Camille Strachan, of the To Hatch charity, said the new lottery would help people who cannot afford to attend private fertility treatment clinics in areas where IVF has been axed from the British National Health Service (NHS).

“The cuts in the NHS are going to get worse, not better, and every month that goes by is a problem for somebody who is hoping to conceive. I know because I have been through it myself,” she said. “If I didn’t think this was right, I wouldn’t have launched it.”

The game will launch on July 30 with each £20 (€22.35) ticket offering a chance to win £25,000 of fertility treatment from a choice of five private clinics.

Single people and gay people will be eligible for the lottery along with couples hoping to conceive, Ms Strachan said.

She said there would be no bar on age as long as a winner fulfilled clinical guidelines.

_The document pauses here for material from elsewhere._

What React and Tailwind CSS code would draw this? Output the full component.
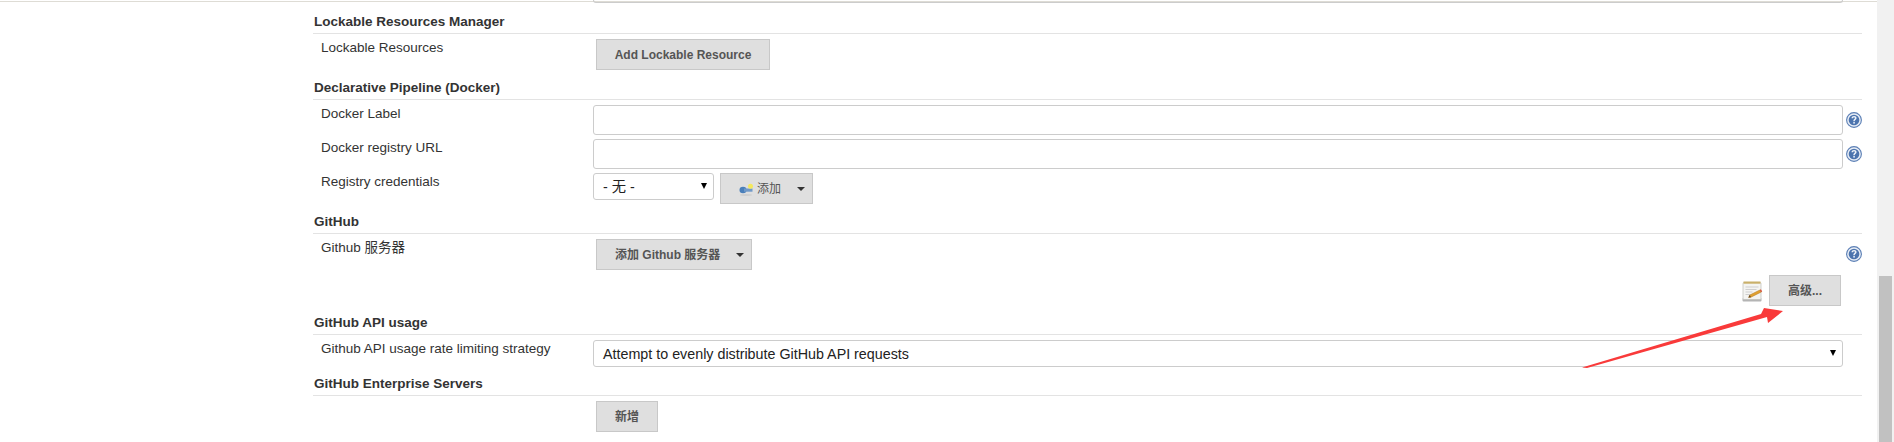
import React from 'react';

const FONT = "font-['Liberation_Sans','Noto_Sans_CJK_SC',sans-serif]";

const HelpIcon = () => (
  <svg width="16" height="16" viewBox="0 0 16 16" className="shrink-0">
    <circle cx="8" cy="8" r="7.4" fill="#e6ecf5" stroke="#5b7fb5" strokeWidth="1.1" />
    <circle cx="8" cy="8" r="5.3" fill="#4c74ae" />
    <path d="M5.5 6.2C5.5 4.8 6.7 3.9 8.100 3.900c1.400 0 2.500.8 2.500 2.100 0 1.700-1.900 1.800-1.900 3.300H7.300c0-2.100 1.600-2.200 1.600-3.200 0-.5-.3-.8-.9-.8-.5 0-.9.4-.9.9z" fill="#eef3fa" />
    <rect x="7.300" y="10" width="1.500" height="1.600" fill="#eef3fa" />
  </svg>
);

const KeyIcon = () => (
  <svg width="16" height="16" viewBox="0 0 16 16" className="shrink-0">
    <ellipse cx="8" cy="14" rx="6" ry="1" fill="#cfcfcf" />
    <ellipse cx="5" cy="9" rx="3.500" ry="3.200" fill="#4a7fba" />
    <rect x="6" y="7.500" width="8.500" height="3.200" fill="#7099c8" />
    <circle cx="12.500" cy="5.200" r="2.500" fill="#f4e85e" />
  </svg>
);

const NotepadIcon = () => (
  <svg width="21" height="21" viewBox="0 0 21 21" className="mt-[2px] shrink-0">
    <rect x="0.500" y="17" width="19" height="3.500" rx="1" fill="#b4b4b4" />
    <rect x="1" y="1.500" width="18" height="17" rx="1" fill="#f4f4f2" stroke="#bdbdb8" strokeWidth="0.7" />
    <rect x="1.500" y="0.500" width="17" height="2.200" fill="#c9b06a" />
    <path d="M3.500 6h13M3.500 8.500h11M3.500 11h7M3.500 13.500h5" stroke="#cfcfcf" strokeWidth="1" />
    <path d="M6.500 16.500l1.200-2.500 10-5 1.300 2.200-10 5z" fill="#e0a030" stroke="#a9721e" strokeWidth="0.4" />
    <path d="M6.500 16.500l1.200-2.500 1.300 2.200z" fill="#5c4526" />
    <path d="M17.700 9l1.300 2.200 1.200-.7-1.300-2.200z" fill="#d8553a" />
  </svg>
);

const Caret = () => (
  <span className="block w-0 h-0 border-x-[4px] border-x-transparent border-t-[4px] border-t-[#333]" />
);

const Button = ({ children, className = '' }) => (
  <button className={`h-[31px] bg-[#dfdfdf] border border-[#c8c8c8] text-[12px] font-bold text-[#555] flex items-center shrink-0 ${className}`}>
    {children}
  </button>
);

const SectionHeader = ({ title, className = '' }) => (
  <div className={`h-[23px] border-b border-[#e3e3e3] pl-px pt-[3px] text-[13.5px] leading-[15px] font-bold text-[#333] ${className}`}>
    {title}
  </div>
);

const Row = ({ label, children, help, className = '' }) => (
  <div className={`flex items-start ${className}`}>
    <div className="w-[280px] pl-2 pt-px text-[13.5px] leading-[15px] text-[#333] shrink-0">{label}</div>
    <div className="flex-1 min-w-0 flex items-start gap-[6px]">{children}</div>
    <div className="w-[19px] pl-[3px] pt-[7px] shrink-0">{help && <HelpIcon />}</div>
  </div>
);

const TextBox = () => (
  <input className="w-full h-[30px] bg-white border border-[#ccc] rounded-[3px]" />
);

const SelectBox = ({ children, className = '' }) => (
  <div className={`h-[27px] bg-white border border-[#ccc] rounded-[3px] pl-[9px] pr-[6px] text-[14.3px] text-[#222] flex justify-between ${className}`}>
    <span className="leading-[26px]">{children}</span>
    <span className="w-0 h-0 mt-[9px] border-x-[3.5px] border-x-transparent border-t-[6px] border-t-black" />
  </div>
);

export default function App() {
  return (
    <div className={`relative flex h-[442px] overflow-hidden bg-white ${FONT}`}>
      <div className="flex-1 min-w-0">
        {/* top edge of the previous section */}
        <div className="h-[2px] border-b border-[#dedcd5] flex pl-[593px] pr-[34px]">
          <div className="flex-1 h-[3px] border-x border-b border-[#ccc] rounded-b-[3px]" />
        </div>
        <div className="pl-[313px] pr-[15px] pt-[9px]">
          <SectionHeader title="Lockable Resources Manager" />
          <Row label="Lockable Resources" className="pt-[5px]">
            <Button className="ml-[3px] w-[174px] justify-center">Add Lockable Resource</Button>
          </Row>

          <SectionHeader title="Declarative Pipeline (Docker)" className="mt-[7px]" />
          <Row label="Docker Label" help className="pt-[5px]">
            <TextBox />
          </Row>
          <Row label="Docker registry URL" help className="pt-[4px]">
            <TextBox />
          </Row>
          <Row label="Registry credentials" className="pt-[4px]">
            <SelectBox className="w-[121px]">- 无 -</SelectBox>
            <Button className="w-[93px] pl-[17px] font-normal">
              <KeyIcon />
              <span className="ml-[3px] font-normal">添加</span>
              <span className="ml-[16px]"><Caret /></span>
            </Button>
          </Row>

          <SectionHeader title="GitHub" className="mt-[7px]" />
          <Row label="Github 服务器" help className="pt-[5px]">
            <Button className="ml-[3px] w-[156px] pl-[18px]">
              <span>添加 Github 服务器</span>
              <span className="ml-[16px]"><Caret /></span>
            </Button>
          </Row>
          <div className="flex justify-end items-center gap-[6px] pr-[21px] mt-[5px]">
            <NotepadIcon />
            <Button className="w-[72px] justify-center">高级...</Button>
          </div>

          <SectionHeader title="GitHub API usage" className="mt-[6px]" />
          <Row label="Github API usage rate limiting strategy" className="pt-[5px]">
            <SelectBox className="w-full">Attempt to evenly distribute GitHub API requests</SelectBox>
          </Row>

          <SectionHeader title="GitHub Enterprise Servers" className="mt-[6px]" />
          <Row label="" className="pt-[5px]">
            <Button className="ml-[3px] w-[62px] justify-center">新增</Button>
          </Row>
        </div>
      </div>

      {/* scrollbar */}
      <div className="w-[17px] bg-[#f1f1f1] shrink-0 pt-[276px] px-[2px]">
        <div className="h-[166px] bg-[#c1c1c1]" />
      </div>

      {/* red annotation arrow */}
      <svg className="absolute left-[1575px] top-[300px]" width="215" height="75" viewBox="1575 300 215 75">
        <polygon points="1582,367.500 1761,314 1764,308 1783,311 1768,323 1767,317 1587,368" fill="#f93a3a" />
      </svg>
    </div>
  );
}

The money will be used to pay for one cycle of IVF along with complementary therapy, accommodation and travel costs.

Where IVF is not suitable, winners could be offered donor eggs, reproductive surgery or surrogate birth.

If a single man or woman won, they could be provided with donor sperm, or a surrogate mother and donor embryo.

Josephine Quintavalle, of the group Comment on Reproductive Ethics, described the development as “horrifying”.

“The more one looks at it, the more one is horrified,” she said.

“If you look at the claims that are being made, if you won and you were not eligible for IVF, they will offer surrogate motherhood, embryos and eggs, so they are actually involving other parties as well. I do not see how they could have got this past the Gambling Commission.”

She said she backed the idea of tackling infertility in Britain through awareness campaigns about the impact of age, nutrition and weight on the chances of conceiving.

A British Gambling Commission spokesman said: “We have licensed them. We don’t comment on individual cases but in terms of the licence, obviously they have met all our requirements in terms of the conditions for a society lottery.”